The retreat was phenomenal.. eating right, exercising, learning about nutrition, the body, breathing, being around positive people in an open environment. I felt like I'd been led there.
While he and the kids were at our FL vacation "Kevin" told the kids he was dating someone. He informed me in an email I didn't receive til I got home. He had a great line which I think is a great way to live .
"..Having upfront discussion(s) will keep us together and avoid the fractures that our family can encounter if we avoid topics that are hard to talk about, but are central to our lives."
It's striking that wasn't present in our marriage. It's something I'm going to embrace.
I guess he told a partial truth, what was most comfortable for him, that he was dating someone.. and not telling that he'd been involved with her for who knows how long during our marriage and was now living with her.
But you know what.. that doesn't matter.. and this is what I hate about telling about it.. because it takes away from me.
I don't know if I can do the DBing as described. My marriage feels like an empty husk, one that has been far emptier for far longer than I ever imagined.
He stayed for the family which is commendable.
The way he physically left was reprehensible with one lie crisscrossing over the other.
In the end, he's been gone for years.
The only thing I feel is the essence of joy and trust that brought us together... a beautiful memory.
I see him as a stranger, someone I don't know or would really want to with his current behavior.
While at the retreat, someone said.. You keep referring to him as your husband.
"Isn't he?" was my reply, "we aren't divorced."
"If he came to you on his hands and knees and begged you to take him back, would you?"
My first thought was that "Kevin" would never do that. The second was yes, I would accept him with conditions. The third was.. would I want to risk losing this joy and beauty that is within me to fall back into such a one sided relationship?
Like Henry Ford once said:
"If you think you can do a thing or think you can't do a thing, you're right"
All this just annoys the living daylights out of me. I'm going through an angry thing about how "Kevin" unpeels his onion.. I don't know. I can't think of it from my perspective anymore, because it makes me a victim. The more I say "he he he" the less I embrace the choices I have.
I can feel anger from his actions, without the need to be spiteful and hurtful.
I don't have to keep killing that horse to know it just ain't gonna move.
I can embrace this wonderful sense that exudes from me, so full of joy and love of life.
I can let go of what I thought I had.
I don't need to understand who or what "Kevin" is now.
I can feel hurt, betrayed, denied, left out of the loop but not let those emotions control me.
I can turn to others..
Support is a comfort, not a weakness.
I can shred the need to overthink, over analyze, over do and just be in the moment.

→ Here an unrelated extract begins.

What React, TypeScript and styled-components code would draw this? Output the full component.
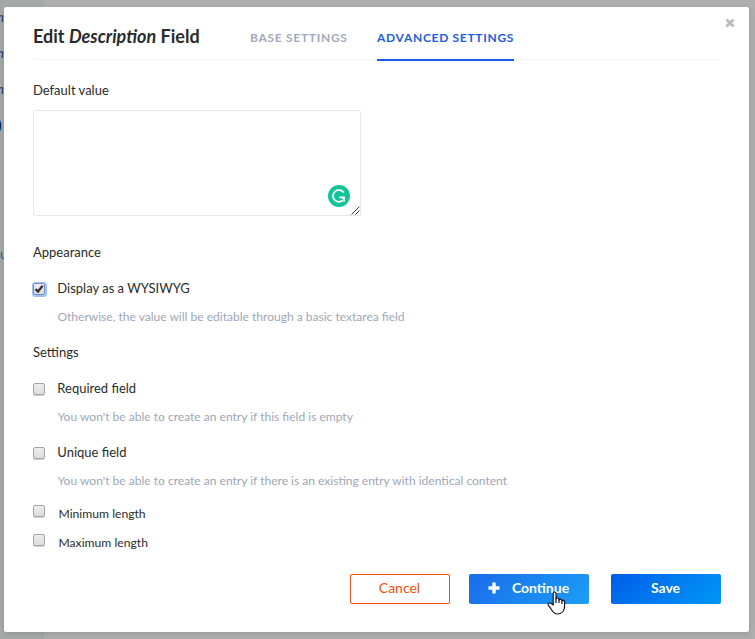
import React, { useState } from "react";
import styled, { createGlobalStyle } from "styled-components";

const GlobalStyle = createGlobalStyle`
  *, *::before, *::after { box-sizing: border-box; }
  body { margin: 0; overflow: hidden; font-family: Lato, sans-serif; color: #292b2c; }
  button, textarea { font-family: inherit; }
`;

const Page = styled.div`
  position: relative;
  display: flex;
  width: 755px;
  height: 639px;
  background: #aeaeae;
`;

const Sidebar = styled.aside`
  width: 44px;
  padding-top: 8px;
  background: #a7a9a8;
  overflow: hidden;
`;

const SidebarItem = styled.div<{ $active?: boolean; $link?: boolean }>`
  height: 36px;
  margin-top: ${(p) => (p.$link ? "93px" : "0")};
  line-height: 18px;
  font-size: 13px;
  font-style: ${(p) => (p.$active || p.$link ? "normal" : "italic")};
  font-weight: ${(p) => (p.$active ? 700 : 400)};
  color: ${(p) => (p.$active ? "#081a5c" : p.$link ? "#1c5d9c" : "#1c3a78")};
  text-indent: ${(p) => (p.$active ? "-2px" : p.$link ? "0" : "-3px")};
`;

const Modal = styled.section`
  position: absolute;
  left: 4px;
  top: 7px;
  width: 745px;
  height: 625px;
  padding: 0 28px 0 29px;
  background: #fff;
  border-radius: 2px;
  box-shadow: 0 2px 6px rgba(0, 0, 0, 0.12);
`;

const CloseButton = styled.button`
  position: absolute;
  right: 14px;
  top: 11px;
  width: 10px;
  height: 10px;
  padding: 0;
  border: 0;
  background: none;
  svg { display: block; }
`;

const Header = styled.header`
  display: flex;
  height: 53px;
  border-bottom: 1px solid #f6f6f6;
`;

const Title = styled.h1`
  width: 217px;
  margin: 0;
  font-size: 18px;
  font-weight: 700;
  line-height: 24px;
  padding-top: 17px;
  white-space: nowrap;
`;

const Tabs = styled.nav`
  display: flex;
  gap: 30px;
`;

const Tab = styled.a<{ $active?: boolean; $width: number }>`
  width: ${(p) => p.$width}px;
  height: 54px;
  padding-top: 21px;
  font-size: 12px;
  font-weight: 700;
  line-height: 19px;
  letter-spacing: 0.7px;
  white-space: nowrap;
  color: ${(p) => (p.$active ? "#1c5de7" : "#a3a9ba")};
  border-bottom: 2px solid ${(p) => (p.$active ? "#1c5de7" : "transparent")};
`;

const Heading = styled.h2<{ $top: number }>`
  margin: ${(p) => p.$top}px 0 0;
  font-size: 13px;
  font-weight: 400;
  line-height: 20px;
`;

const EditorFrame = styled.div`
  position: relative;
  width: 328px;
  height: 106px;
  margin-top: 10px;
`;

const Editor = styled.textarea`
  display: block;
  width: 100%;
  height: 100%;
  padding: 8px;
  border: 1px solid #e3e9f3;
  border-radius: 2px;
  outline: 0;
  resize: none;
`;

const GrammarBadge = styled.svg`
  position: absolute;
  left: 295px;
  top: 75px;
`;

const Grip = styled.svg`
  position: absolute;
  right: 1px;
  bottom: 1px;
`;

const Option = styled.label<{ $top: number; $compact?: boolean }>`
  display: flex;
  align-items: flex-start;
  height: 20px;
  margin-top: ${(p) => p.$top}px;
  gap: ${(p) => (p.$compact ? 13.5 : 12.3)}px;
  font-size: ${(p) => (p.$compact ? 12.15 : 13)}px;
  line-height: 20px;
`;

const CheckInput = styled.input`
  position: absolute;
  opacity: 0;
`;

const Box = styled.span<{ $checked: boolean; $offset: number }>`
  display: block;
  width: 12px;
  height: 12px;
  margin-top: ${(p) => p.$offset}px;
  border: 1px solid ${(p) => (p.$checked ? "#718fc2" : "#a6a6a6")};
  border-radius: 2px;
  background: linear-gradient(#eeeeee, #dcdcdc);
  box-shadow: ${(p) => (p.$checked ? "0.5px 0.5px 0 1.5px #9dbffa" : "0 1px 0 #d2d2d2")};
  svg { display: block; }
`;

const Hint = styled.p`
  margin: 9px 0 -1px 24.4px;
  height: 20px;
  font-size: 12.04px;
  line-height: 20px;
  color: #9ea7b8;
`;

const Footer = styled.footer`
  display: flex;
  justify-content: flex-end;
  margin-top: 21px;
`;

const Button = styled.button<{ $kind: "cancel" | "continue" | "save" }>`
  display: flex;
  align-items: center;
  justify-content: center;
  width: ${(p) => ({ cancel: 100, continue: 120, save: 110 })[p.$kind]}px;
  height: 30px;
  margin-left: ${(p) => ({ cancel: 0, continue: 19, save: 22 })[p.$kind]}px;
  padding: 0 1px 3px 0;
  border: ${(p) => (p.$kind === "cancel" ? "1px solid #f64d0a" : "0")};
  border-radius: 2px;
  color: ${(p) => (p.$kind === "cancel" ? "#f64d0a" : "#fff")};
  background: ${(p) =>
    ({
      cancel: "#fff",
      continue: "linear-gradient(135deg, #1a6bea, #1b9ff7)",
      save: "linear-gradient(135deg, #005eea, #0097f6)",
    })[p.$kind]};
  font-size: 14px;
  font-weight: ${(p) => (p.$kind === "cancel" ? 400 : 700)};
  svg { margin-right: 12px; }
`;

const Pointer = styled.svg`
  position: absolute;
  left: 543px;
  top: 584px;
`;

function Check({ label, hint, top, offset, compact, initial = false }: {
  label: string;
  hint?: string;
  top: number;
  offset: number;
  compact?: boolean;
  initial?: boolean;
}) {
  const [on, setOn] = useState(initial);
  return (
    <>
      <Option $top={top} $compact={compact}>
        <CheckInput type="checkbox" checked={on} onChange={() => setOn(!on)} />
        <Box $checked={on} $offset={offset}>
          {on && (
            <svg width="10" height="10" viewBox="0 0 10 10">
              <path d="M1.5 5.2 4 7.5 8.6 1.8" fill="none" stroke="#333" strokeWidth="2.3" />
            </svg>
          )}
        </Box>
        {label}
      </Option>
      {hint && <Hint>{hint}</Hint>}
    </>
  );
}

export default function App() {
  return (
    <Page>
      <GlobalStyle />
      <Sidebar>
        <SidebarItem>n</SidebarItem>
        <SidebarItem>n</SidebarItem>
        <SidebarItem>n</SidebarItem>
        <SidebarItem $active>)</SidebarItem>
        <SidebarItem $link>u</SidebarItem>
      </Sidebar>
      <Modal>
        <CloseButton aria-label="Close">
          <svg width="10" height="10" viewBox="0 0 10 10">
            <path d="M1.5 1.5 8.5 8.5M8.5 1.5 1.5 8.5" stroke="#b8bac0" strokeWidth="2.8" />
          </svg>
        </CloseButton>
        <Header>
          <Title>Edit <em>Description</em> Field</Title>
          <Tabs>
            <Tab $width={97}>BASE SETTINGS</Tab>
            <Tab $width={137} $active>ADVANCED SETTINGS</Tab>
          </Tabs>
        </Header>
        <Heading $top={20}>Default value</Heading>
        <EditorFrame>
          <Editor aria-label="Default value" />
          <GrammarBadge width="22" height="22" viewBox="0 0 22 22">
            <circle cx="11" cy="11" r="11" fill="#15c39a" />
            <path d="M15.8 7.6A5.9 5.9 0 1 0 14.6 15.5" fill="none" stroke="#fff" strokeWidth="1.7" />
            <path d="M11.3 12.4H16V16.6" fill="none" stroke="#fff" strokeWidth="1.6" />
            <path d="M13 12H16.8V16.4Z" fill="#fff" />
          </GrammarBadge>
          <Grip width="9" height="9" viewBox="0 0 9 9">
            <path d="M.5 8.5 8.5 .5M4.5 8.5 8.5 4.5" stroke="#444" strokeWidth="1" />
          </Grip>
        </EditorFrame>
        <Heading $top={26}>Appearance</Heading>
        <Check
          label="Display as a WYSIWYG"
          hint="Otherwise, the value will be editable through a basic textarea field"
          top={16}
          offset={5}
          initial
        />
        <Heading $top={16}>Settings</Heading>
        <Check
          label="Required field"
          hint="You won't be able to create an entry if this field is empty"
          top={16}
          offset={5}
        />
        <Check
          label="Unique field"
          hint="You won't be able to create an entry if there is an existing entry with identical content"
          top={16}
          offset={5}
        />
        <Check label="Minimum length" top={14} offset={1} compact />
        <Check label="Maximum length" top={9} offset={1} compact />
        <Footer>
          <Button $kind="cancel">Cancel</Button>
          <Button $kind="continue">
            <svg width="12" height="12" viewBox="0 0 12 12">
              <path d="M6 .5V11.5M.5 6H11.5" stroke="#fff" strokeWidth="3.4" />
            </svg>
            Continue
          </Button>
          <Button $kind="save">Save</Button>
        </Footer>
        <Pointer width="19" height="24" viewBox="0 0 19 24">
          <path
            d="M6.2 14V2.5Q6.2 1 7.6 1T9 2.5V8Q9.3 6.7 10.6 7T12 9Q12.3 7.8 13.5 8.1T14.9 10Q15.3 9 16.4 9.3T17.6 11.2V15Q17.6 18 16 20.5 14 23 10.5 23 7.5 23 5.8 20.5L1.3 14.2Q.7 12.5 2 12 3.2 11.5 4.2 12.6Z"
            fill="#fff" stroke="#17172b" strokeWidth="1.2" strokeLinejoin="round"
          />
          <path d="M9 7.5V12M12 9V12M14.9 10V13" stroke="#17172b" strokeWidth="1.2" />
        </Pointer>
      </Modal>
    </Page>
  );
}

If I fear something, I'll do it, address it. Isn't that what 180's are all about?
My first thought was that "Kevin" would never do that. The second was yes, I would accept him with conditions. The third was.. would I want to risk losing this joy and beauty that is within me to fall back into such a one sided relationship?

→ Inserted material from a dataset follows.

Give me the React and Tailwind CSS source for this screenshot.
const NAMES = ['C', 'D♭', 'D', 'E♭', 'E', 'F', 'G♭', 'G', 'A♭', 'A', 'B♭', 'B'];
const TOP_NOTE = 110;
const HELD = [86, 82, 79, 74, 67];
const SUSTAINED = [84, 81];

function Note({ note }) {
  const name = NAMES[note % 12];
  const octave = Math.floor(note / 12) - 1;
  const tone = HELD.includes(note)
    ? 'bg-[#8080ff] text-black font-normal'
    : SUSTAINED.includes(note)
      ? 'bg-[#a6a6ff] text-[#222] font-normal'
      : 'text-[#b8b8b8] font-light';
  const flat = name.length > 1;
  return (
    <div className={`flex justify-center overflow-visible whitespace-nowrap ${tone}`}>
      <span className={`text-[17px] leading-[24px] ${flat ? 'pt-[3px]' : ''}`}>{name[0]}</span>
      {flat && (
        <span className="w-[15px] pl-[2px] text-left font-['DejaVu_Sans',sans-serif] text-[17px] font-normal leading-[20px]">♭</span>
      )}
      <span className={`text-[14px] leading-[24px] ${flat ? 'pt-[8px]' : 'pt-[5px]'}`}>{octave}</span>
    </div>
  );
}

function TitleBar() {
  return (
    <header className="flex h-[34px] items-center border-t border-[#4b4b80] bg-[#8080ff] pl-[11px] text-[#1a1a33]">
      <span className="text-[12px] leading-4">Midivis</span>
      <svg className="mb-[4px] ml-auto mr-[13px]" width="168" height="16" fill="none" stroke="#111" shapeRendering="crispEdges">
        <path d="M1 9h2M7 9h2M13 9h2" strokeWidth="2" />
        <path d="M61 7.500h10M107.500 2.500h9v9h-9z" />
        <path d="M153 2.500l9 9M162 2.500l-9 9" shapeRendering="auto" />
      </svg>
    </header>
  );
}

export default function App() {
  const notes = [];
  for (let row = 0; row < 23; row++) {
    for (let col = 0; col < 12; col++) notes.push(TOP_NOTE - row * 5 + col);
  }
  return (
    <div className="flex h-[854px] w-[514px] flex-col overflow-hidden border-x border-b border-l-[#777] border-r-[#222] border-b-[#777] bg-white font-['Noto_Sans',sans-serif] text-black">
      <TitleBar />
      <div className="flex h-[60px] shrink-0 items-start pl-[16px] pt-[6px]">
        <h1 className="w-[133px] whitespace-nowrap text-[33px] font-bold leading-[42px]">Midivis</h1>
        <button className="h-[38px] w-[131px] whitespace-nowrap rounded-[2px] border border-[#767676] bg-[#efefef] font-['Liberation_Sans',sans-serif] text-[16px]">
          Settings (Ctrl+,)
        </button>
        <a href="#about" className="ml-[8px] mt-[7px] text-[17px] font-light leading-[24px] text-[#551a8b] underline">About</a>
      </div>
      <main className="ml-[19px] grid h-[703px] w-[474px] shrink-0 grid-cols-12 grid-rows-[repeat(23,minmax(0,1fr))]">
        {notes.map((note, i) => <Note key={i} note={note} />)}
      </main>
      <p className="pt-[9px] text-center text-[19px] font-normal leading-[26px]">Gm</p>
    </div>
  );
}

I don't know what to make of these feelings either. I fear (after the reality that your K and my H would not want to come back) that our R could never be good again. I don't see H changing. And I love my new changes and fear I would lose them if I 'settled' back into a life with H.
That being said, I still mourn our marriage, the time we have spent together. I hurt for my children who didn't ask for this.
In theory it would be a new marriage, where both folks had a better understanding of what it took to make something work. At least I know I'm learning lots of things I never thought about before.
The hardest thing about posting continuously is avoiding the feeling that I'm a victim. In a victim frame of mind, I'm powerless, everything is based on what "Kevin" does and how effects me. The more helpless I feel, the more I tend to listen to others.. which usually includes justification for lashing out. When that happens it usually hurts me in the long run, takes a toll on the kids and everything gets more unsettled because I'm reacting.
Actually, I think I'll go back to how I thought when I first came here. When I didn't know that "Kevin" had been in a relationship with someone else (ouch, that still hurts) for a while. When I didn't know what I know about him now.
He's on his journey. He can have all the time and space in the world.
His journey created my unwilling journey.
What have I learned, am learning?
If I think about what is good for me, I do very well. When I think about "Kevin", I get all annoyed and icky. So, once again, no more "Kevin" thought.
I will live a wholesome life with an emphasis on the good, on raising my children, on being involved in my health, well being and community. I will actively seek support as needed, whether it be through friends, health care, mental and physical well being or whatever works.
My life will be my own, my mistakes and failures my own, learning from both. I will acceptance who I am. I'll work on the weakness and build the strengths.
I will forgive myself when I screw up, tell my negative voice within that it can't talk to me that way anymore, be direct and stand tall.
I'll be me; sunshine, joy, laughter, warts and all.